Traders selling short sell at market ! They sell at the same price as anyone who already owns the shares would sell at that moment. This is so simple, it takes a vastly over-educated, bloviating windbag to miss it. Traders sell at the then-current market price, and cannot, consequently, influence that price. Got that?

Everyone selling a stock is betting the price will fall. The buyer on the other side of that trade is betting it will rise. Short traders do not cause weakness, they profit from it. Selling a strong company short is a recipe for loss.

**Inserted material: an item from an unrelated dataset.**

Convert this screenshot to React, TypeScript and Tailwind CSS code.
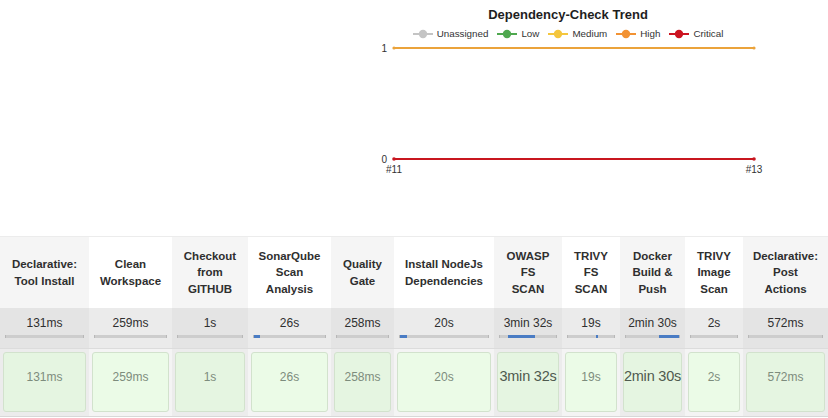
import React from 'react';

type Stage = {
  name: string[];
  time: string;
  w: string;
  fill?: [number, number];
  big?: boolean;
};

const stages: Stage[] = [
  { name: ['Declarative:', 'Tool Install'], time: '131ms', w: 'w-[89px]' },
  { name: ['Clean', 'Workspace'], time: '259ms', w: 'w-[83px]' },
  { name: ['Checkout', 'from', 'GITHUB'], time: '1s', w: 'w-[76px]' },
  { name: ['SonarQube', 'Scan', 'Analysis'], time: '26s', w: 'w-[83px]', fill: [0, 9] },
  { name: ['Quality', 'Gate'], time: '258ms', w: 'w-[63px]' },
  { name: ['Install NodeJs', 'Dependencies'], time: '20s', w: 'w-[100px]', fill: [0, 8] },
  { name: ['OWASP', 'FS', 'SCAN'], time: '3min 32s', w: 'w-[68px]', fill: [15, 47], big: true },
  { name: ['TRIVY', 'FS', 'SCAN'], time: '19s', w: 'w-[58px]', fill: [60, 6] },
  { name: ['Docker', 'Build &', 'Push'], time: '2min 30s', w: 'w-[65px]', fill: [63, 37], big: true },
  { name: ['TRIVY', 'Image', 'Scan'], time: '2s', w: 'w-[58px]' },
  { name: ['Declarative:', 'Post', 'Actions'], time: '572ms', w: 'w-[85px]' },
];

const legend = [
  { label: 'Unassigned', color: '#c4c4c4' },
  { label: 'Low', color: '#4fa84f' },
  { label: 'Medium', color: '#f4c63d' },
  { label: 'High', color: '#f29233' },
  { label: 'Critical', color: '#cc1420' },
];

function TrendChart() {
  return (
    <div className="ml-[368px] w-[400px] flex flex-col items-center">
      <div className="pt-[7px] text-[13px] leading-[16px] font-bold text-[#1e1e1e]">Dependency-Check Trend</div>
      <div className="mt-[5px] flex items-center gap-[9px] text-[9.8px] leading-[12px] text-[#333]">
        {legend.map((l) => (
          <div key={l.label} className="flex items-center gap-[4px]">
            <svg width="20" height="10" viewBox="0 0 20 10">
              <line x1="0" y1="5" x2="20" y2="5" stroke={l.color} strokeWidth="2" />
              <circle cx="10" cy="5" r="4.2" fill={l.color} />
            </svg>
            <span>{l.label}</span>
          </div>
        ))}
      </div>
      <svg width="400" height="140" viewBox="0 0 400 140" className="mt-[2px]" style={{ fontFamily: '"Liberation Sans", Arial, sans-serif' }}>
        <text x="19" y="9.5" fontSize="10" textAnchor="end" fill="#333">1</text>
        <line x1="26" y1="6" x2="386" y2="6" stroke="#eba33b" strokeWidth="2" />
        <circle cx="26" cy="6" r="1.6" fill="#eba33b" />
        <circle cx="386" cy="6" r="1.6" fill="#eba33b" />
        <text x="19" y="120.5" fontSize="10" textAnchor="end" fill="#333">0</text>
        <line x1="26" y1="117" x2="386" y2="117" stroke="#c8161f" strokeWidth="2" />
        <circle cx="26" cy="117" r="1.8" fill="#c8161f" />
        <circle cx="386" cy="117" r="1.8" fill="#c8161f" />
        <text x="26" y="131" fontSize="10" textAnchor="middle" fill="#333">#11</text>
        <text x="386" y="131" fontSize="10" textAnchor="middle" fill="#333">#13</text>
      </svg>
    </div>
  );
}

function StageColumn({ s, odd }: { s: Stage; odd: boolean }) {
  return (
    <div className={`${s.w} flex flex-col shrink-0`}>
      <div
        className={`h-[72px] flex items-center justify-center text-center px-[2px] text-[11.5px] leading-[16.5px] font-bold text-[#2f2f2f] border-t border-[#ececec] ${
          odd ? 'bg-[#f5f5f5]' : 'bg-white'
        }`}
      >
        <div>
          {s.name.map((n, i) => (
            <div key={i} className="whitespace-nowrap">{n}</div>
          ))}
        </div>
      </div>
      <div
        className={`h-[41px] flex flex-col items-center pt-[7px] px-[5px] border-b border-[#dcdcdc] ${
          odd ? 'bg-[#e4e4e4]' : 'bg-[#ebebeb]'
        }`}
      >
        <div className="text-[12px] leading-[16px] text-[#2f2f2f] whitespace-nowrap">{s.time}</div>
        <div className="relative mt-[4px] w-full h-[3px] bg-[#cdcdcd] border-x border-[#b8b8b8]">
          {s.fill && (
            <div
              className="absolute top-0 h-[3px] bg-[#4a7cc4]"
              style={{ left: `${s.fill[0]}%`, width: `${s.fill[1]}%` }}
            />
          )}
        </div>
      </div>
      <div className={`h-[68px] p-[3px] pb-[4px] border-b border-[#d8d8d8] ${odd ? 'bg-[#ececec]' : 'bg-[#f4f4f4]'}`}>
        <div
          className={`h-full rounded-[3px] border border-[#d2e2cd] flex items-center justify-center pb-[10px] overflow-visible ${
            odd ? 'bg-[#e5f5e1]' : 'bg-[#ebfbe7]'
          }`}
        >
          <span
            className={`whitespace-nowrap ${
              s.big ? 'text-[14.5px] tracking-[-0.2px] text-[#4f5a4f]' : 'text-[12px] text-[#7d8c7d]'
            }`}
          >
            {s.time}
          </span>
        </div>
      </div>
    </div>
  );
}

export default function App() {
  return (
    <div className="w-[828px] h-[418px] bg-white overflow-hidden" style={{ fontFamily: '"Liberation Sans", Arial, sans-serif' }}>
      <div className="h-[236px]">
        <TrendChart />
      </div>
      <div className="flex">
        {stages.map((s, i) => (
          <StageColumn key={i} s={s} odd={i % 2 === 0} />
        ))}
      </div>
    </div>
  );
}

While we’re at it. I find it amusing that short-traders are the bete-noire of the chattering class. You can accomplish the same thing, or very nearly so, through the use of ‘Put’ options giving you the right—but not the obligation—to sell at a certain strike price at any time before a certain date. In fact, options are much more flexible than shorting as to the time within which the target company’s weakness needs to express itself.

Short sellers didn’t cause anything, so to blame them for anything is either stupid, or malicious.

September 28, 5:38 pm | [comment link]
2. JonReinert wrote:

But by selling they cause the price to drop.  You can argue all you like, but to the proverbial man on the street it looks decidedly dodgy.  You borrow something and sell it.  I apparently still own the shares you have just sold because if the company pays a dividend I still get it.  This is not what shares and futures are supposed to be about.  The ‘traders’ have corrupted the whole financial system.  Originally It was about allowing companies/producers to raise capital to produce something.